═════ STORED DATA
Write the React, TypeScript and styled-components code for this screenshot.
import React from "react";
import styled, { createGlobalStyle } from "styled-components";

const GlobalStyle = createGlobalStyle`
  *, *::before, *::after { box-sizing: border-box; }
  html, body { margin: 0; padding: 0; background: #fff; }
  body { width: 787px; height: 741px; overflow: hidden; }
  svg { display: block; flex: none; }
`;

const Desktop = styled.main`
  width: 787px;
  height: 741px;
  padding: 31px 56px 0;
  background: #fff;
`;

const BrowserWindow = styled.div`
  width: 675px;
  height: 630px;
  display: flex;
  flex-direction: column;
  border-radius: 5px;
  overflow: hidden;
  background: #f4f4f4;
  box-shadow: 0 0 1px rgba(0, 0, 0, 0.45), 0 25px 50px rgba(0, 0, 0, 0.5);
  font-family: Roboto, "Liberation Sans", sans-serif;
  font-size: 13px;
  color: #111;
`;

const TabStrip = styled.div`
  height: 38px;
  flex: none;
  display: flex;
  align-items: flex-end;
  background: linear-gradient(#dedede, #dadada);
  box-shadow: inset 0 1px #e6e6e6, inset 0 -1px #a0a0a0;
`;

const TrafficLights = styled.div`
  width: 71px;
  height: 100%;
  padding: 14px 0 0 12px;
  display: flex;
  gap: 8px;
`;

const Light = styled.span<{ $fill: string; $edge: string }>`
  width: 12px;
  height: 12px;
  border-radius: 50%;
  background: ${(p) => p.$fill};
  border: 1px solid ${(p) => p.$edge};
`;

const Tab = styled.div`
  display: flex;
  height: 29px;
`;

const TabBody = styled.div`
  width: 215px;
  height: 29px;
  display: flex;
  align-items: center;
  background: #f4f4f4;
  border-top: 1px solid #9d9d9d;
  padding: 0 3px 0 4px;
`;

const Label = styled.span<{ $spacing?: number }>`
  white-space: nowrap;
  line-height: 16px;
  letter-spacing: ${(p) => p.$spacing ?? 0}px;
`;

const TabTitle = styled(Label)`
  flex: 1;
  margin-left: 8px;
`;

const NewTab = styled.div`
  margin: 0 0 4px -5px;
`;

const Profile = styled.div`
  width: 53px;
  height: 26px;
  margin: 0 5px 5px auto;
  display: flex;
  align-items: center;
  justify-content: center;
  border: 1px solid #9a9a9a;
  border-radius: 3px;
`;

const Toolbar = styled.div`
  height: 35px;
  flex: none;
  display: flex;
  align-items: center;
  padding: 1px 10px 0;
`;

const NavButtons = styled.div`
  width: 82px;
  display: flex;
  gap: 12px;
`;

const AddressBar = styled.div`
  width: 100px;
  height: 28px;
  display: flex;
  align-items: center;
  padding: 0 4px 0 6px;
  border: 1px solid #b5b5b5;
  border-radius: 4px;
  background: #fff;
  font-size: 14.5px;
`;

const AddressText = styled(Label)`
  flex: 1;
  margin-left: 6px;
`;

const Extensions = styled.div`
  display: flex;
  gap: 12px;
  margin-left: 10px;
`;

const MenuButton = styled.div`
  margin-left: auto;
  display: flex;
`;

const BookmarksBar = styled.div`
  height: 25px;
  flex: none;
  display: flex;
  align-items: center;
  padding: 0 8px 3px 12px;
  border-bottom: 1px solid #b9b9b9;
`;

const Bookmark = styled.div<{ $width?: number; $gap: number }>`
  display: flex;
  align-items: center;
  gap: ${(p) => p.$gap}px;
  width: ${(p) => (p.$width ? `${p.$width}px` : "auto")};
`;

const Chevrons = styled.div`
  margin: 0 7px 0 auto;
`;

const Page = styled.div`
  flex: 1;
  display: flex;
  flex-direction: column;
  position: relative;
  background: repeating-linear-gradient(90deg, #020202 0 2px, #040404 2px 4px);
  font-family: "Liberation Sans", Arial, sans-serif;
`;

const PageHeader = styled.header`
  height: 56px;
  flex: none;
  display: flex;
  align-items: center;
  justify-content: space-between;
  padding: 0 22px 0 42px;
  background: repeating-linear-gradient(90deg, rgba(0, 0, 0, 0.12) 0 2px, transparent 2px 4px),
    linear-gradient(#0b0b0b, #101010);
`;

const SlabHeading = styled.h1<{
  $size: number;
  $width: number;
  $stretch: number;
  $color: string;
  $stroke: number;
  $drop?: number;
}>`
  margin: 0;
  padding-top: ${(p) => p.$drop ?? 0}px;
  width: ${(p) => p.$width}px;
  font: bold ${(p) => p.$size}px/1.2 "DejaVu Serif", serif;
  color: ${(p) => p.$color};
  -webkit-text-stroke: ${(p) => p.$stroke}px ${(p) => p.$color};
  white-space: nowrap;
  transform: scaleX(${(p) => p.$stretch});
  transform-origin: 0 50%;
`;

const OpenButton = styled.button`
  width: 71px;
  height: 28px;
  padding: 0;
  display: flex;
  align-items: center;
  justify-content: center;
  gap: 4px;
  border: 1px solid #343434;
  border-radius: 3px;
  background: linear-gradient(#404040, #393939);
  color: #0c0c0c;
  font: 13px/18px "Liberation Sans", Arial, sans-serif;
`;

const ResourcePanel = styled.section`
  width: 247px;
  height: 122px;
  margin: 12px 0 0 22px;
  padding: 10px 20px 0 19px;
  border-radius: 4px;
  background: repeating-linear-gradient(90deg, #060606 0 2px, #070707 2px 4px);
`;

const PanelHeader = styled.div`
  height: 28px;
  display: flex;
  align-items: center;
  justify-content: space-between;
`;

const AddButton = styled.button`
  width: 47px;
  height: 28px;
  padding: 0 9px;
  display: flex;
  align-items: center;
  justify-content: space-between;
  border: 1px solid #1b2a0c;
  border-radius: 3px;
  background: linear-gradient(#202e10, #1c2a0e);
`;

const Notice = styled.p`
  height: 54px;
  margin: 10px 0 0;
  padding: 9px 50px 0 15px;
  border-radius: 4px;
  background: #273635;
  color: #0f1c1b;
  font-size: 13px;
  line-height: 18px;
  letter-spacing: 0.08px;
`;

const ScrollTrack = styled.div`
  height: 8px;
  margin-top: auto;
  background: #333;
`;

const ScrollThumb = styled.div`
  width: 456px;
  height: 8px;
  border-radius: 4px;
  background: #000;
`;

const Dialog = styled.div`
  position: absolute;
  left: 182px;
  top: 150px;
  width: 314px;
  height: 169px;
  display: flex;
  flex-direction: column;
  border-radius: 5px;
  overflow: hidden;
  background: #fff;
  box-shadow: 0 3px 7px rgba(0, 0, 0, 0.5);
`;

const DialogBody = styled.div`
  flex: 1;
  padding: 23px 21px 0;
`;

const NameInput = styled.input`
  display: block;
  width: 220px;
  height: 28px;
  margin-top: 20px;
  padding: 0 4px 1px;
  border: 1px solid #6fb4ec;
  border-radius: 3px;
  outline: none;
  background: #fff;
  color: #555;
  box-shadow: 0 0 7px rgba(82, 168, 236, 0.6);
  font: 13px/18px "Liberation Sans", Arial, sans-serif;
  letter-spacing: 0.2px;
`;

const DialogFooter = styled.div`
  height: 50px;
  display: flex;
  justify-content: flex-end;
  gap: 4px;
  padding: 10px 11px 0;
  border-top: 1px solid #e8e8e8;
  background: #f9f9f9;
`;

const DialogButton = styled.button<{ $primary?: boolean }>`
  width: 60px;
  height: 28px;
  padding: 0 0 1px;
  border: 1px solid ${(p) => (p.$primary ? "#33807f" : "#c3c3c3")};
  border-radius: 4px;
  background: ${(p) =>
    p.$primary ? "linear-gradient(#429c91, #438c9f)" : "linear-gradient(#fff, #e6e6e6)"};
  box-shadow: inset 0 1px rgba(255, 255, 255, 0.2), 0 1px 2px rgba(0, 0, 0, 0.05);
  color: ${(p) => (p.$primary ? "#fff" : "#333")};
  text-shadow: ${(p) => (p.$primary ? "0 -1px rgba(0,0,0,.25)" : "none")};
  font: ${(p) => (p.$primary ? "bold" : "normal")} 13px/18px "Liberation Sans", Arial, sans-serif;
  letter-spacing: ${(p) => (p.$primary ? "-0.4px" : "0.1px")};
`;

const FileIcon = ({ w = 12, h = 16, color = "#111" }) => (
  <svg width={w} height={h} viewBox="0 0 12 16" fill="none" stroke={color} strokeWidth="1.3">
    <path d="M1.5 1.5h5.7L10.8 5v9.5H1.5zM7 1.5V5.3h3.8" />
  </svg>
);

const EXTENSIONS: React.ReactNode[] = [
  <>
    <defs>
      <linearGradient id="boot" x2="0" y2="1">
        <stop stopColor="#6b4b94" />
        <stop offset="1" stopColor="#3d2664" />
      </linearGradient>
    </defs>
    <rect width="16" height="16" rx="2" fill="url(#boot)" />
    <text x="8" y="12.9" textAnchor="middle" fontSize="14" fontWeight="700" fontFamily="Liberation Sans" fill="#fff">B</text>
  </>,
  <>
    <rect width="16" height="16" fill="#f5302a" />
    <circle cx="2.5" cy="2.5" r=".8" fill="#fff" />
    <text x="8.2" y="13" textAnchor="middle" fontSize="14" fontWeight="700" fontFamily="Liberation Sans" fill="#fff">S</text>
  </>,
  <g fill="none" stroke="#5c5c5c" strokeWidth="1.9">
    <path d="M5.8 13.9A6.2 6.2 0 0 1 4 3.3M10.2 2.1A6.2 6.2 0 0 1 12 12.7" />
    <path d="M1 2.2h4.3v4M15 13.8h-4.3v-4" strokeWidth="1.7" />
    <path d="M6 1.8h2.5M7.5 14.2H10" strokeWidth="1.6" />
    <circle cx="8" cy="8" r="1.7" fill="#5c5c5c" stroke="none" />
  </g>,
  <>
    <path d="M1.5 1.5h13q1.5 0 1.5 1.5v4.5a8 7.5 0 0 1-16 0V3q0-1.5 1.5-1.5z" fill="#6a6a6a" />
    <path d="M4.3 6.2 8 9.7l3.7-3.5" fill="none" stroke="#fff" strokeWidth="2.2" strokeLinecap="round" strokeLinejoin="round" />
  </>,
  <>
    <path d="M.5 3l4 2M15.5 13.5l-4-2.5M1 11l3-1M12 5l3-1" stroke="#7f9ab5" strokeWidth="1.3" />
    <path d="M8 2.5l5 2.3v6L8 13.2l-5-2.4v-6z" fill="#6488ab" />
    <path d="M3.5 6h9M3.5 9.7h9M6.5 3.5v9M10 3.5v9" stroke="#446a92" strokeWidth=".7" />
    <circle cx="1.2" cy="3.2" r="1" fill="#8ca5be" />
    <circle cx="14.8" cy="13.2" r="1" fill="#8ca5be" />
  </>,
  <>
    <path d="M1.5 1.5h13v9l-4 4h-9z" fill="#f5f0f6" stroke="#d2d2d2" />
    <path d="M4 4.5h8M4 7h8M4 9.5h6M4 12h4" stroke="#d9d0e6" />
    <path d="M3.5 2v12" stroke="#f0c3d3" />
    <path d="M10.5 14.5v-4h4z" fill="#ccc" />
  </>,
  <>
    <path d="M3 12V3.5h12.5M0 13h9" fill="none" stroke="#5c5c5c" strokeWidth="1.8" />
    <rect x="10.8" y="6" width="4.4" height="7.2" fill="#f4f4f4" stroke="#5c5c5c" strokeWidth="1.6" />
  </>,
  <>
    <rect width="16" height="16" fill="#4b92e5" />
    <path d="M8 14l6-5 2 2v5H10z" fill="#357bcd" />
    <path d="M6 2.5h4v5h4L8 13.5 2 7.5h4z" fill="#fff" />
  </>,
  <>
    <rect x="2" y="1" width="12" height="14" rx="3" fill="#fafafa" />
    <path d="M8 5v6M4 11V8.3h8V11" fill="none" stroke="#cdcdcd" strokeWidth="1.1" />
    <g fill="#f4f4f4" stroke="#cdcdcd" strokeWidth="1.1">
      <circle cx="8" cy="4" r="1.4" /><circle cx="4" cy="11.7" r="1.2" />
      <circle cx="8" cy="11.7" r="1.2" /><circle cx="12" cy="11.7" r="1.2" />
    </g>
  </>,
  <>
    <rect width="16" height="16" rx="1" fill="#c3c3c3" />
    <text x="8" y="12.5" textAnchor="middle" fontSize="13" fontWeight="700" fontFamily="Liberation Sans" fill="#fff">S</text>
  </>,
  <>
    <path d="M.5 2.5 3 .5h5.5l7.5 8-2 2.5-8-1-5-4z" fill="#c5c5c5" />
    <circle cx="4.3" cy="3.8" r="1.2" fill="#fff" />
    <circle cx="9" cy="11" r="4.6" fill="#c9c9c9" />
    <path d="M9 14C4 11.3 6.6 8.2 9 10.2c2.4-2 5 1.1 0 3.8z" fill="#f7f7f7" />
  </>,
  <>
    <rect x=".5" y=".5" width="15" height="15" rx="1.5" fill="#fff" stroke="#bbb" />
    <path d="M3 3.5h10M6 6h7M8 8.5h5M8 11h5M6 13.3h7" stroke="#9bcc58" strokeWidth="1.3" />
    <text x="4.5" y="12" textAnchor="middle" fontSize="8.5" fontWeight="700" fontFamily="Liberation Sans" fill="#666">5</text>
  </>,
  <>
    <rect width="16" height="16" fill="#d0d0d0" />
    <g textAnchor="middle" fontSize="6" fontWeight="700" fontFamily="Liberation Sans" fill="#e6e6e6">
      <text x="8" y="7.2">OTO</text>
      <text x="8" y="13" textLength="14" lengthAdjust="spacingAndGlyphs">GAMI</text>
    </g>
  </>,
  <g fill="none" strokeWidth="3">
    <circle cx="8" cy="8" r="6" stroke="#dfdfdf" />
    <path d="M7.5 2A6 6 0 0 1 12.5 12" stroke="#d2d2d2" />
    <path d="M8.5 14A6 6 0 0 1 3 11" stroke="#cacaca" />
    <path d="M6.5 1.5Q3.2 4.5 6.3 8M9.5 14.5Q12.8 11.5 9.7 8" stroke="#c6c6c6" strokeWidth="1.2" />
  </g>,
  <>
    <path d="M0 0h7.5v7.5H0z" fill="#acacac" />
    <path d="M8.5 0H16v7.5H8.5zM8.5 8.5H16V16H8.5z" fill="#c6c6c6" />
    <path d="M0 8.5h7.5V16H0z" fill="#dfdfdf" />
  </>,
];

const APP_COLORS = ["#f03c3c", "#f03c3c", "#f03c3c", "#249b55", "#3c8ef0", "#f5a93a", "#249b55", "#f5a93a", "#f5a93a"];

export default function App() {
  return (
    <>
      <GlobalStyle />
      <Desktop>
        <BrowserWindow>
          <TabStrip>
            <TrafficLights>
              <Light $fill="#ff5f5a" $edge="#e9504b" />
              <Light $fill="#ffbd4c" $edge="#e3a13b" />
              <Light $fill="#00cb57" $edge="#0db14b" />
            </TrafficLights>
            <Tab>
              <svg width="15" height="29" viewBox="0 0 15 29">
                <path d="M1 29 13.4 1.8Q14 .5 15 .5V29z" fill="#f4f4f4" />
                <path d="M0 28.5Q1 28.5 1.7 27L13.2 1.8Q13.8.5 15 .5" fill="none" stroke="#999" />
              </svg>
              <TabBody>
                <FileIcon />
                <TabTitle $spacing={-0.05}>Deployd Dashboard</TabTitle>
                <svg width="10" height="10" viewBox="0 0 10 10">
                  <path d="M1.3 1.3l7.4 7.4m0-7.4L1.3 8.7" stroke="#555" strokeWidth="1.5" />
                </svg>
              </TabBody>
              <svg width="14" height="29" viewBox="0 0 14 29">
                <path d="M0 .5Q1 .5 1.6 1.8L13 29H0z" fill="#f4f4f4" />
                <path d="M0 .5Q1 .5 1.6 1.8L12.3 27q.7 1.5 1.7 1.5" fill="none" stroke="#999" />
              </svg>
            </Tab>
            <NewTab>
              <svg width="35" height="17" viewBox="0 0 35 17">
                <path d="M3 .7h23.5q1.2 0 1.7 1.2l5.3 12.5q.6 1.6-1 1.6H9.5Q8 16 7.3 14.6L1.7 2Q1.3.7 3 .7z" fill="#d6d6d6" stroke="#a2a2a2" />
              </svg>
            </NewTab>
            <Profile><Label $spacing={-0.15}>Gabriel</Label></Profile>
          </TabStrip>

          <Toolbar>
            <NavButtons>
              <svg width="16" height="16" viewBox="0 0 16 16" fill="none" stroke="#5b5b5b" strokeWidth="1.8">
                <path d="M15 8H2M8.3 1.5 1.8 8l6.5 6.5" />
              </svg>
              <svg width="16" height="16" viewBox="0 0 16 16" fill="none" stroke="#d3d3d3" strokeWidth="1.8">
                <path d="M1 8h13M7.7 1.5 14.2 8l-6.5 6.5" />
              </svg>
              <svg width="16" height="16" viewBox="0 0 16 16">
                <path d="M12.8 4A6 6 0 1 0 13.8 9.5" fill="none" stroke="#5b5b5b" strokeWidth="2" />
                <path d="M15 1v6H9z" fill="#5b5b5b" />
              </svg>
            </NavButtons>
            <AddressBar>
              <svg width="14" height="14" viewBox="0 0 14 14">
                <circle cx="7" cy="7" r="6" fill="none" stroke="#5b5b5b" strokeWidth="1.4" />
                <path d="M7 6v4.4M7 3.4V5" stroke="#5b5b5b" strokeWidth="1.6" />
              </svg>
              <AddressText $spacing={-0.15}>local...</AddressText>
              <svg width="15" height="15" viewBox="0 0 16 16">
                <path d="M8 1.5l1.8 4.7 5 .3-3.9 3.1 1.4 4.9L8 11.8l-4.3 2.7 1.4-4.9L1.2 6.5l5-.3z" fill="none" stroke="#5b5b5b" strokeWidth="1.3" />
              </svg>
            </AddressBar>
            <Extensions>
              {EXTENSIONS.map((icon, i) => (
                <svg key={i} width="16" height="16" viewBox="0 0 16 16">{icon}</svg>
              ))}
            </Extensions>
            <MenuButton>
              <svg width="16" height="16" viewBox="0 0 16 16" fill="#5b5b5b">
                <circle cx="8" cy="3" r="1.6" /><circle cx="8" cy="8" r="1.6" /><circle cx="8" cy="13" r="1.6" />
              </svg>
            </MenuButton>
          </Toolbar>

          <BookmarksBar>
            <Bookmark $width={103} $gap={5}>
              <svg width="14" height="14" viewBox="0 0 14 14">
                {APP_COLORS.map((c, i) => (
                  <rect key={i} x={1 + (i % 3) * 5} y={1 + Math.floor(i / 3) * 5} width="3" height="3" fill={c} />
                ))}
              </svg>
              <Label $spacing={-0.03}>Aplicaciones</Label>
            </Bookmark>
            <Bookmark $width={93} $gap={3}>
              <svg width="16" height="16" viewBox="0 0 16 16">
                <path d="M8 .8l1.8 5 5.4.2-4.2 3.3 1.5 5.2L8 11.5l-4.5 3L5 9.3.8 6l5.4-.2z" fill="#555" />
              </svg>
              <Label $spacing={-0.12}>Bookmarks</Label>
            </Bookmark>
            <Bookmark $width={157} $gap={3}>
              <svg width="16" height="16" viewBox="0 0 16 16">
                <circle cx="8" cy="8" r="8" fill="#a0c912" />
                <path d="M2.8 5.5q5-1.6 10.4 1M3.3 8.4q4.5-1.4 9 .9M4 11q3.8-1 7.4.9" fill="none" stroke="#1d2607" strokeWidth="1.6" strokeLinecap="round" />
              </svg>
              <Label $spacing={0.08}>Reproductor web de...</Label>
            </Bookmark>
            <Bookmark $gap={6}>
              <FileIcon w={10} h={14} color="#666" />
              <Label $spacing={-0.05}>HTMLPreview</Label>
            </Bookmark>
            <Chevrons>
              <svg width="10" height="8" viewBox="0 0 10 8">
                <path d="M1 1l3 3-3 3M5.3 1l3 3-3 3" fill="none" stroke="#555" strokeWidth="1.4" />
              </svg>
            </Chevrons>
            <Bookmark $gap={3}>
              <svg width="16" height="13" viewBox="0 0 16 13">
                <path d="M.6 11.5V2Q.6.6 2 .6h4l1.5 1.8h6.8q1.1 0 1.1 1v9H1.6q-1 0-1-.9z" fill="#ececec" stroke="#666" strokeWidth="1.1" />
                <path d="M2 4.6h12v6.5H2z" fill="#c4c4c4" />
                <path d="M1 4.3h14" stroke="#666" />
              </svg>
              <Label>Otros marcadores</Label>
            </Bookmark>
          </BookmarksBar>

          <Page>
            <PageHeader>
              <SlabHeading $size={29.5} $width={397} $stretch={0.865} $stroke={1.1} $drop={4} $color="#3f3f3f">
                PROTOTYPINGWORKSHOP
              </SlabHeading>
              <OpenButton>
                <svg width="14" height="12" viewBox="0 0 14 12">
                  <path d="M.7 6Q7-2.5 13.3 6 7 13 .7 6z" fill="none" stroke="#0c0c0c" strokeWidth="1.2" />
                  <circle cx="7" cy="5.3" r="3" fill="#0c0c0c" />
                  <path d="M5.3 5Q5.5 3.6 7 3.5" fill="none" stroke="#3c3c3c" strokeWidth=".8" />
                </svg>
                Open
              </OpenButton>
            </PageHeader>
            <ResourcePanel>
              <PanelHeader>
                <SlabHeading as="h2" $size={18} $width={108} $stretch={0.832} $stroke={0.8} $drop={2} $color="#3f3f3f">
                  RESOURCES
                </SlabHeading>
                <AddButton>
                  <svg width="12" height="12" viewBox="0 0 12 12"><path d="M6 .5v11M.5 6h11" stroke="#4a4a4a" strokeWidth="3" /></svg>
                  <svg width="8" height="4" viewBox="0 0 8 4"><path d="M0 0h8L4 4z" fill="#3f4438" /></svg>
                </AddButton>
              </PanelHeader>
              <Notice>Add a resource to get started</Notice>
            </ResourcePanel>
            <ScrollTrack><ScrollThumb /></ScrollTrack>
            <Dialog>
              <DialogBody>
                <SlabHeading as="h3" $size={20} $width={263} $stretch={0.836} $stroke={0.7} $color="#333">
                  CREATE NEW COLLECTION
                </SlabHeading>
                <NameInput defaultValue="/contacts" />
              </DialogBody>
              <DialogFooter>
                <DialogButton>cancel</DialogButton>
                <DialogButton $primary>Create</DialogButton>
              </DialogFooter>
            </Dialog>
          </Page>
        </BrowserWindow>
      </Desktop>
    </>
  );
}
══════════
Report the number of lines in the listing above that include the word "components", and nothing else.

## RESPONSE FOR THIS EXERCISE
2